START ENTRIES PROVIDED

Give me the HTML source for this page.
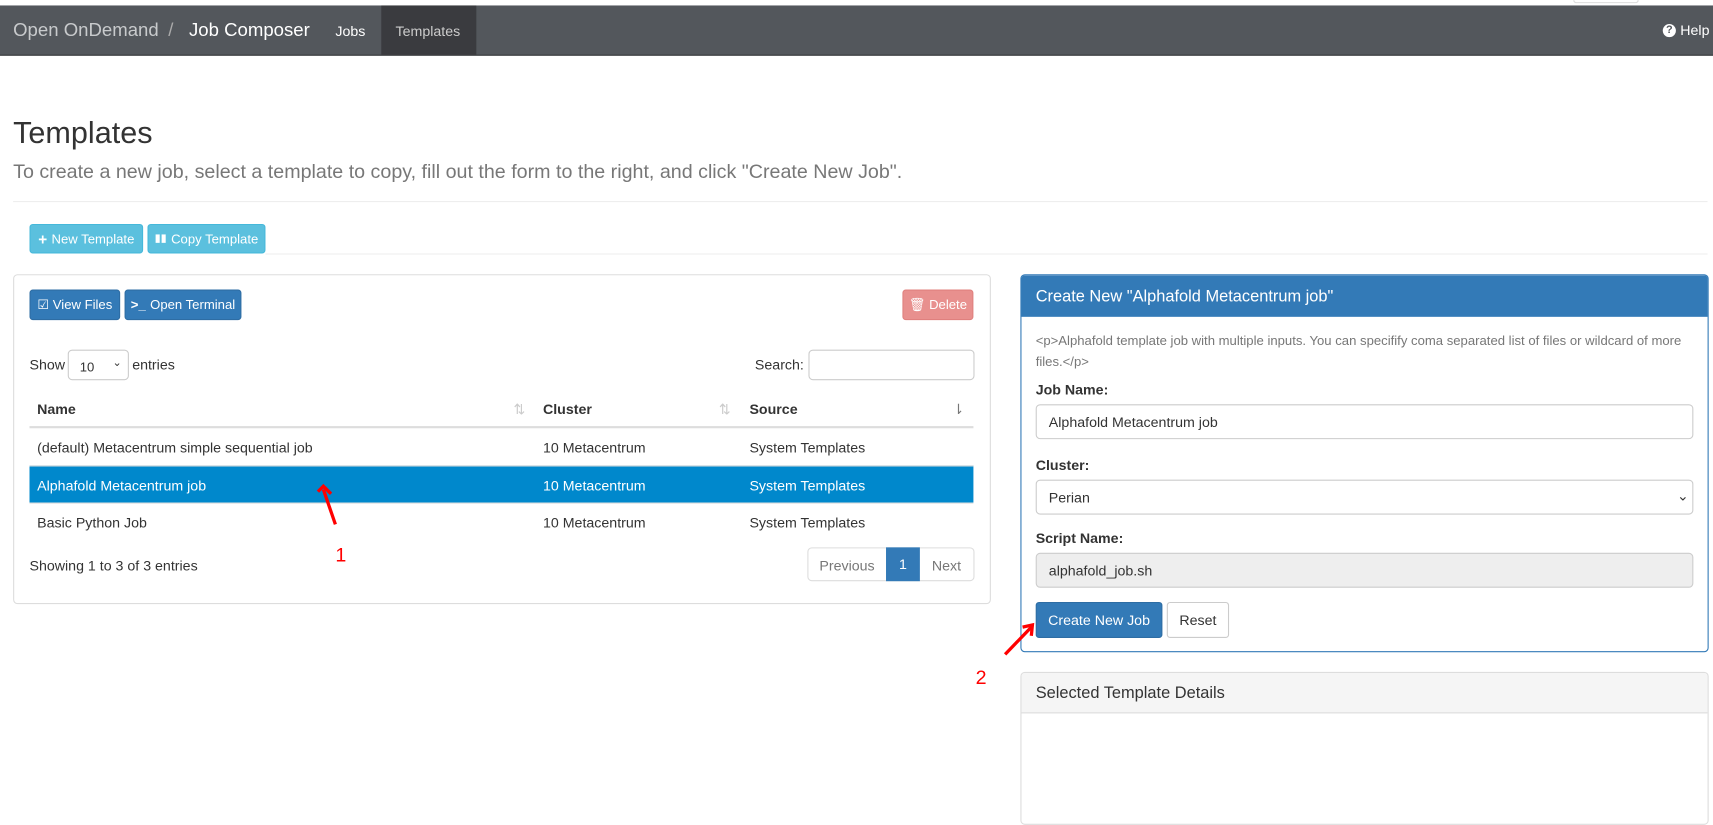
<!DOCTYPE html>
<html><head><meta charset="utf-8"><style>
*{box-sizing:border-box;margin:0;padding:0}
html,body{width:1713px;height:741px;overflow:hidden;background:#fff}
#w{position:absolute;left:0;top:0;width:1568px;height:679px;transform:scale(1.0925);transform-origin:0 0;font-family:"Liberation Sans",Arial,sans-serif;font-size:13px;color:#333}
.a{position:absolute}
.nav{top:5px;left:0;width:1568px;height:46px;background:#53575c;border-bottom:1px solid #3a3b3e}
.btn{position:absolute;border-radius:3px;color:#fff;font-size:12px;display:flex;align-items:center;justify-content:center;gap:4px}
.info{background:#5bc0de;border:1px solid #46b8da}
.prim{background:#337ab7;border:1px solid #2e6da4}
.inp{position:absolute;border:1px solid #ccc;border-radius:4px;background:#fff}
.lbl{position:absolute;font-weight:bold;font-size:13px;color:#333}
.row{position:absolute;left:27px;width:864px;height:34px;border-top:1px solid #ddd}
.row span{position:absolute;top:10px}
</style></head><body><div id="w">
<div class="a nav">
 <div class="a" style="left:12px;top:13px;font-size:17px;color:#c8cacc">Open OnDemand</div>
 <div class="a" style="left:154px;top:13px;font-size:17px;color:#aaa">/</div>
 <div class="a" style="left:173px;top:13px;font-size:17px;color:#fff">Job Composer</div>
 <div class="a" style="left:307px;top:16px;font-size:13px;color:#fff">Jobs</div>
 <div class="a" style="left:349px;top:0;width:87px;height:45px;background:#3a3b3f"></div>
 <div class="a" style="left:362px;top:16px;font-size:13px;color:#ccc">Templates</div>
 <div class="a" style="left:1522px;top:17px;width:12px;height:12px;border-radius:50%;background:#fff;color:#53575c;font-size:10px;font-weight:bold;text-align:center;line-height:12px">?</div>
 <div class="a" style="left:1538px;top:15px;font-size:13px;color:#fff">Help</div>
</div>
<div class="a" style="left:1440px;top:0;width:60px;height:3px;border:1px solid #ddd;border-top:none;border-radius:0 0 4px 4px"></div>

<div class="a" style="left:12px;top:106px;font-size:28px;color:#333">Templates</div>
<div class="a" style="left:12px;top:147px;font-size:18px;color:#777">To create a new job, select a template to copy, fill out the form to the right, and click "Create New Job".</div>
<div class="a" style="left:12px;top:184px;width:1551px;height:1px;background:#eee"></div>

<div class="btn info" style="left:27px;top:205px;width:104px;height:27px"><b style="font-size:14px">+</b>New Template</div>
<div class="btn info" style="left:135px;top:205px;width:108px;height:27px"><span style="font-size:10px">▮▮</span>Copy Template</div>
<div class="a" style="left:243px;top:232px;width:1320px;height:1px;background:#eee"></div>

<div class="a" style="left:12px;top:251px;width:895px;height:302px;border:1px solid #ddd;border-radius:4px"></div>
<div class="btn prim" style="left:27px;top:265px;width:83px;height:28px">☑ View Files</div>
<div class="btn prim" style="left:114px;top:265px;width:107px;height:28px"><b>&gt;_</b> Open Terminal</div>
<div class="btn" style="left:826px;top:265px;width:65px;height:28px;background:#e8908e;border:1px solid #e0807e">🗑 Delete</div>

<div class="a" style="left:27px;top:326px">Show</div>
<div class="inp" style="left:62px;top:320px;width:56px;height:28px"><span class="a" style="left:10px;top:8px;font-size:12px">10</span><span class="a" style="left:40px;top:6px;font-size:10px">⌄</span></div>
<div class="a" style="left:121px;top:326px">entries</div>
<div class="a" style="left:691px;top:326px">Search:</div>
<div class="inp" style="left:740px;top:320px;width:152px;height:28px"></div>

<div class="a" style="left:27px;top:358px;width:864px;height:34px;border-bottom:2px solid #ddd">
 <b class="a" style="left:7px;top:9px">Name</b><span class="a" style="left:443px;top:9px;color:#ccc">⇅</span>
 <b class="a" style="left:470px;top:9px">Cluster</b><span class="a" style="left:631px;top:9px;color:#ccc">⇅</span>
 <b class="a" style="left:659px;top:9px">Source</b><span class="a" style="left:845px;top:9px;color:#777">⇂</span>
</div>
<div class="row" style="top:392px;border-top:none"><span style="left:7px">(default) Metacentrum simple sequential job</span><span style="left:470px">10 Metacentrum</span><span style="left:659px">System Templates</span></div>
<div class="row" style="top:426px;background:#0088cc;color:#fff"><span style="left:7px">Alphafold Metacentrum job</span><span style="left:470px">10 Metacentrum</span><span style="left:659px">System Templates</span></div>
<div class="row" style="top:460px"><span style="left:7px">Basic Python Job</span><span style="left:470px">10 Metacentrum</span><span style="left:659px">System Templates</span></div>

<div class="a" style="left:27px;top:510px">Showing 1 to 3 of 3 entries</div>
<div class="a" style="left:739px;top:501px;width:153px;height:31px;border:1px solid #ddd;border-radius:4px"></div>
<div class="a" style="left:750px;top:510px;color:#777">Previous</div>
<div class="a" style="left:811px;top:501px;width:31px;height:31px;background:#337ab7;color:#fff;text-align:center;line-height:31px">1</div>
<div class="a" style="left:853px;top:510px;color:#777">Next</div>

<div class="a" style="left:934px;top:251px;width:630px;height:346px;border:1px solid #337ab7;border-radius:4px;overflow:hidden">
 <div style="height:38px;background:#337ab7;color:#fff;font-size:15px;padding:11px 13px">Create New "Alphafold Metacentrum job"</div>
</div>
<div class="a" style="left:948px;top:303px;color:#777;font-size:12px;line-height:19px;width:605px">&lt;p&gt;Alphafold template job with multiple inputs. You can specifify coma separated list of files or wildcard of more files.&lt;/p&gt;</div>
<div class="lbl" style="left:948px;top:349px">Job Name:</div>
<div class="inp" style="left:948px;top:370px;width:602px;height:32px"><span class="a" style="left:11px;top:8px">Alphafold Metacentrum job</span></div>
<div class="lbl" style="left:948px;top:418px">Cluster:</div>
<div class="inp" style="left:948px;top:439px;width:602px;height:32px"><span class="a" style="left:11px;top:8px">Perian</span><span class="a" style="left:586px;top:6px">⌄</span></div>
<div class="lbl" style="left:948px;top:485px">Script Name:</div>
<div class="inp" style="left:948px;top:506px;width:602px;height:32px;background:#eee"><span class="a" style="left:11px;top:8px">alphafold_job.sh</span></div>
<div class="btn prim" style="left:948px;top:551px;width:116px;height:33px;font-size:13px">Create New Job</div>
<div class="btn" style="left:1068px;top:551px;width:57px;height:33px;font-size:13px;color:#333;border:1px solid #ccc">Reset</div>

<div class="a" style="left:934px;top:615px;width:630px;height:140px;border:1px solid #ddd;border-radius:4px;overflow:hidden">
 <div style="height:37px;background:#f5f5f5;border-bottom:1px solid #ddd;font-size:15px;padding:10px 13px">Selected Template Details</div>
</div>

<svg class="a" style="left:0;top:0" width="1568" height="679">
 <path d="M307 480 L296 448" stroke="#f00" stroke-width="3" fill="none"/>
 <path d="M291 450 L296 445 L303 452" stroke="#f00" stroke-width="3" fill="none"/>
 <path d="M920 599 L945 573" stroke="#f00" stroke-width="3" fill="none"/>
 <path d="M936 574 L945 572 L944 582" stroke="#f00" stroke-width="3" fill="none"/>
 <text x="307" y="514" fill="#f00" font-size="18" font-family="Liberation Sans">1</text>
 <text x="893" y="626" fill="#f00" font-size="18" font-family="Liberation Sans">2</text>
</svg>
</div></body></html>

END ENTRIES PROVIDED
START ENTRIES PROVIDED

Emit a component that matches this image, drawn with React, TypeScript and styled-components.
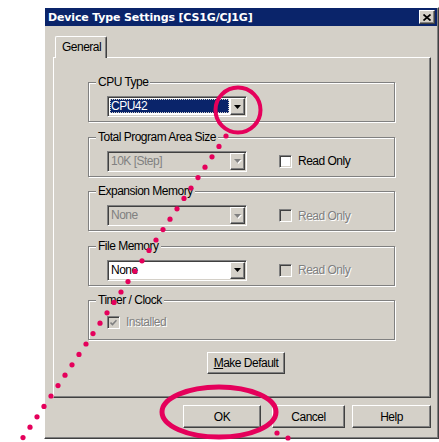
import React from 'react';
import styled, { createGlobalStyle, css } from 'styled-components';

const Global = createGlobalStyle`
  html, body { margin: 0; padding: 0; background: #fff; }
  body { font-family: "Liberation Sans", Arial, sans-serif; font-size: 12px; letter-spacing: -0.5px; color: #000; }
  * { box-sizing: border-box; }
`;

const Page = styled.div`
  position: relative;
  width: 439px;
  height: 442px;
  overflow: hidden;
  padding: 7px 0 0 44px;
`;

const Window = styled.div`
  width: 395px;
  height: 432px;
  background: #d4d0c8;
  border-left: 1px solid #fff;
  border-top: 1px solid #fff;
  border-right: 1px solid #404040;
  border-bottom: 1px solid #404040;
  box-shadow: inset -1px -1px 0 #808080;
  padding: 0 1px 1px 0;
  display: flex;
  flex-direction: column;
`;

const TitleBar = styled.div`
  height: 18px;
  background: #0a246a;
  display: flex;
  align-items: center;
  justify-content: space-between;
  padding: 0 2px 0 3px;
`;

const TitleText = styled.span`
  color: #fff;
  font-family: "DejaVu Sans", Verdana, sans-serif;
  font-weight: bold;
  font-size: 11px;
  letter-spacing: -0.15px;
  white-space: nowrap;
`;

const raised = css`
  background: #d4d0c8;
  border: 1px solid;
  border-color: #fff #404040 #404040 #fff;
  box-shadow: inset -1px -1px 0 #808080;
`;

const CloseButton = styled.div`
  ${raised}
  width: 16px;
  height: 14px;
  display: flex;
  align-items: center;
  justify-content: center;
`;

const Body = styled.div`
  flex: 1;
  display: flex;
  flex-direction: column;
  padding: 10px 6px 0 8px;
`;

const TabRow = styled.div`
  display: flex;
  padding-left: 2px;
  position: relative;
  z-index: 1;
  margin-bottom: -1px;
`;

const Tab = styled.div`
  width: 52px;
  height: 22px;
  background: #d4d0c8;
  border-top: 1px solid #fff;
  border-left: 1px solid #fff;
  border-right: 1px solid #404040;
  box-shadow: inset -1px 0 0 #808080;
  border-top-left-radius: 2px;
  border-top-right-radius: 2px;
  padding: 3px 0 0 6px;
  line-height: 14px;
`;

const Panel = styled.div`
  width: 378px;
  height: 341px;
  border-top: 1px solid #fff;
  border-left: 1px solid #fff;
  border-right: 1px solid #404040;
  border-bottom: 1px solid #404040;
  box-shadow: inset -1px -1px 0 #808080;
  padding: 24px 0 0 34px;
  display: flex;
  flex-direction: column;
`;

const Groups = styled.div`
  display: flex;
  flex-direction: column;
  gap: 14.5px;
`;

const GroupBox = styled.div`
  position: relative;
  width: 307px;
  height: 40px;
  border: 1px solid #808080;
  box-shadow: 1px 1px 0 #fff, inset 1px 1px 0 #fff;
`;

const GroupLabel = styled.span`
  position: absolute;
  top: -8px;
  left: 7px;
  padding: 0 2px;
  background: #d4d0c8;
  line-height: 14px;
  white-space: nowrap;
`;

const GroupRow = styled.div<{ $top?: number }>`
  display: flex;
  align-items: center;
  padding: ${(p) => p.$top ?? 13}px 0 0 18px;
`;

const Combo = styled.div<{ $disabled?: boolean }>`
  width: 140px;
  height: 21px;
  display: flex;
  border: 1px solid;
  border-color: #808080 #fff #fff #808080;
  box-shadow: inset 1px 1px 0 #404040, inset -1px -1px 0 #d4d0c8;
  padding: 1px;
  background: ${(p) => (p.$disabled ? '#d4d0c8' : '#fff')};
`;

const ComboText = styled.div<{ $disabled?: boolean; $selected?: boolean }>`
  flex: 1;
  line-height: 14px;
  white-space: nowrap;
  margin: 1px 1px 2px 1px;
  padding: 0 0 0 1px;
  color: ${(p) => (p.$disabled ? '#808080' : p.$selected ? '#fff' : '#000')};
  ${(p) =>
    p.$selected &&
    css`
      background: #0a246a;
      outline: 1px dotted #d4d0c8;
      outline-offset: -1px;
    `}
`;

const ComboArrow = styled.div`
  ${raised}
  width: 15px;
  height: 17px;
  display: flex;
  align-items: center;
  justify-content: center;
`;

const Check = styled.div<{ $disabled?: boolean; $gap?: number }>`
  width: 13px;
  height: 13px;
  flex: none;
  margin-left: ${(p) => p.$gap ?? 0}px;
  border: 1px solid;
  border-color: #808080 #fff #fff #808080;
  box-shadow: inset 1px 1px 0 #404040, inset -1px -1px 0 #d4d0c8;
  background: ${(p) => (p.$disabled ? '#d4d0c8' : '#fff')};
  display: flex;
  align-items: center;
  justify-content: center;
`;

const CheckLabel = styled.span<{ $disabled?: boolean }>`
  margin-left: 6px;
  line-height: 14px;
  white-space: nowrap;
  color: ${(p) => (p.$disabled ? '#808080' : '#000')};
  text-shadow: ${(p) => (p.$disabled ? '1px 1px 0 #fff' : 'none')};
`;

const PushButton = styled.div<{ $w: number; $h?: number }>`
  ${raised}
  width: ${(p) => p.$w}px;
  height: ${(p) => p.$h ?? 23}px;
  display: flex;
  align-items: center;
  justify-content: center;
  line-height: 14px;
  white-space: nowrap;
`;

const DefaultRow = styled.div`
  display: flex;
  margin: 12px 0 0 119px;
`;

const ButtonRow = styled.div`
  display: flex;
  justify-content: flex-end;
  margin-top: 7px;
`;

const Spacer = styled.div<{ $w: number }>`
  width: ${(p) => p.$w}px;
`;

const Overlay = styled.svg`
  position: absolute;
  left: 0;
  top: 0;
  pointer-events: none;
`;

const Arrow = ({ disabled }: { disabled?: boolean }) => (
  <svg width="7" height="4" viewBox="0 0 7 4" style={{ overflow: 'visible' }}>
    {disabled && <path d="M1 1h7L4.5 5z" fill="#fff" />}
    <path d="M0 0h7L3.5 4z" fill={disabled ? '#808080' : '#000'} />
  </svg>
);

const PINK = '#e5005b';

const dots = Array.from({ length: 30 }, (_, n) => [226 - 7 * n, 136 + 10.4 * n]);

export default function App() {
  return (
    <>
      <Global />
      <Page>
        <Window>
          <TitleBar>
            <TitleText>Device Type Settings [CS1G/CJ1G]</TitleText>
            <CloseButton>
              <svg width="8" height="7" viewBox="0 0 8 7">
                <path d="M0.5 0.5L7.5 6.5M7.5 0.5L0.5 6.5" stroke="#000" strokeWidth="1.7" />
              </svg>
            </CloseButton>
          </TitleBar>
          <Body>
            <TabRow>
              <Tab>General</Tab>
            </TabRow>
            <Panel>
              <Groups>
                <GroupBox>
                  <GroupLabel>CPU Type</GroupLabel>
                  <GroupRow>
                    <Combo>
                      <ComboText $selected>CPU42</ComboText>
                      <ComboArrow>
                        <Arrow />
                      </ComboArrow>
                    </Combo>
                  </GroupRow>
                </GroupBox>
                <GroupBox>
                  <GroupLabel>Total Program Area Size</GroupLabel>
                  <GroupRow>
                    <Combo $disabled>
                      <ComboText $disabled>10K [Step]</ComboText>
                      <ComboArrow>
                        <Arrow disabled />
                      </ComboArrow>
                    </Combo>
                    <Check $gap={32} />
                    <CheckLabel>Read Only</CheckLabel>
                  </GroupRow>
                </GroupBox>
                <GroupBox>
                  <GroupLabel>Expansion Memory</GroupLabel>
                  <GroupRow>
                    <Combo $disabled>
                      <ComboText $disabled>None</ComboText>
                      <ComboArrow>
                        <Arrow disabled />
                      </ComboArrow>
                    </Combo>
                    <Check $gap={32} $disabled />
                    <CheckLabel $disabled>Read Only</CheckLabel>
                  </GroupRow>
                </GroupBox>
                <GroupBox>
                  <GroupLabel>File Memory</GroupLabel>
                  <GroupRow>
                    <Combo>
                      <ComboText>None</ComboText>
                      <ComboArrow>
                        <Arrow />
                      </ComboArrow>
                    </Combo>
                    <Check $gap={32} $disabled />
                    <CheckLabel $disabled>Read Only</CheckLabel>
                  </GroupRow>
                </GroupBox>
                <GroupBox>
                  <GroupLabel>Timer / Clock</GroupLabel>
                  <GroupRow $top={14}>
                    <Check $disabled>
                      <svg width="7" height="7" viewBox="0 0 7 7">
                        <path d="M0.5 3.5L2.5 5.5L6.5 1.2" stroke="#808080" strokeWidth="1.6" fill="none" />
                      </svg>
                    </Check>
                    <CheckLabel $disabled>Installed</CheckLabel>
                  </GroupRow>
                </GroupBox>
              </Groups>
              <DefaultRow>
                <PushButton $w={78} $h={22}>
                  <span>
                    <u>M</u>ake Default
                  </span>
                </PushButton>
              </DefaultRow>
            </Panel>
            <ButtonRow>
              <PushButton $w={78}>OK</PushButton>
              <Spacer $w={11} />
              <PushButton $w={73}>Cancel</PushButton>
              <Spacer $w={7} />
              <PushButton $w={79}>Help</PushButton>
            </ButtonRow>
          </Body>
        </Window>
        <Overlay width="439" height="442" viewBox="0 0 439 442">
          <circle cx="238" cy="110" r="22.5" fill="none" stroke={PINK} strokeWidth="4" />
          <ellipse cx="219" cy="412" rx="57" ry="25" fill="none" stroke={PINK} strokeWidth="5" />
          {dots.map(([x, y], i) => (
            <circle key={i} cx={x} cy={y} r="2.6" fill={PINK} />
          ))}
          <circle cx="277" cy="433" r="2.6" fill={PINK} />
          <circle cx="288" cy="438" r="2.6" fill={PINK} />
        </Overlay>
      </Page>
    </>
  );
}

END ENTRIES PROVIDED

▶ [YOUR OBJECTIVE] Repeat only the lines running from "Give me the HTML source for this page." to "solid #ddd;border-top:none;border-radius:0 0", ends included, and leave the pictures out.

▶ [OUTPUT OF THE EXERCISE]
Give me the HTML source for this page.
<!DOCTYPE html>
<html><head><meta charset="utf-8"><style>
*{box-sizing:border-box;margin:0;padding:0}
html,body{width:1713px;height:741px;overflow:hidden;background:#fff}
#w{position:absolute;left:0;top:0;width:1568px;height:679px;transform:scale(1.0925);transform-origin:0 0;font-family:"Liberation Sans",Arial,sans-serif;font-size:13px;color:#333}
.a{position:absolute}
.nav{top:5px;left:0;width:1568px;height:46px;background:#53575c;border-bottom:1px solid #3a3b3e}
.btn{position:absolute;border-radius:3px;color:#fff;font-size:12px;display:flex;align-items:center;justify-content:center;gap:4px}
.info{background:#5bc0de;border:1px solid #46b8da}
.prim{background:#337ab7;border:1px solid #2e6da4}
.inp{position:absolute;border:1px solid #ccc;border-radius:4px;background:#fff}
.lbl{position:absolute;font-weight:bold;font-size:13px;color:#333}
.row{position:absolute;left:27px;width:864px;height:34px;border-top:1px solid #ddd}
.row span{position:absolute;top:10px}
</style></head><body><div id="w">
<div class="a nav">
 <div class="a" style="left:12px;top:13px;font-size:17px;color:#c8cacc">Open OnDemand</div>
 <div class="a" style="left:154px;top:13px;font-size:17px;color:#aaa">/</div>
 <div class="a" style="left:173px;top:13px;font-size:17px;color:#fff">Job Composer</div>
 <div class="a" style="left:307px;top:16px;font-size:13px;color:#fff">Jobs</div>
 <div class="a" style="left:349px;top:0;width:87px;height:45px;background:#3a3b3f"></div>
 <div class="a" style="left:362px;top:16px;font-size:13px;color:#ccc">Templates</div>
 <div class="a" style="left:1522px;top:17px;width:12px;height:12px;border-radius:50%;background:#fff;color:#53575c;font-size:10px;font-weight:bold;text-align:center;line-height:12px">?</div>
 <div class="a" style="left:1538px;top:15px;font-size:13px;color:#fff">Help</div>
</div>
<div class="a" style="left:1440px;top:0;width:60px;height:3px;border:1px solid #ddd;border-top:none;border-radius:0 0 4px 4px"></div>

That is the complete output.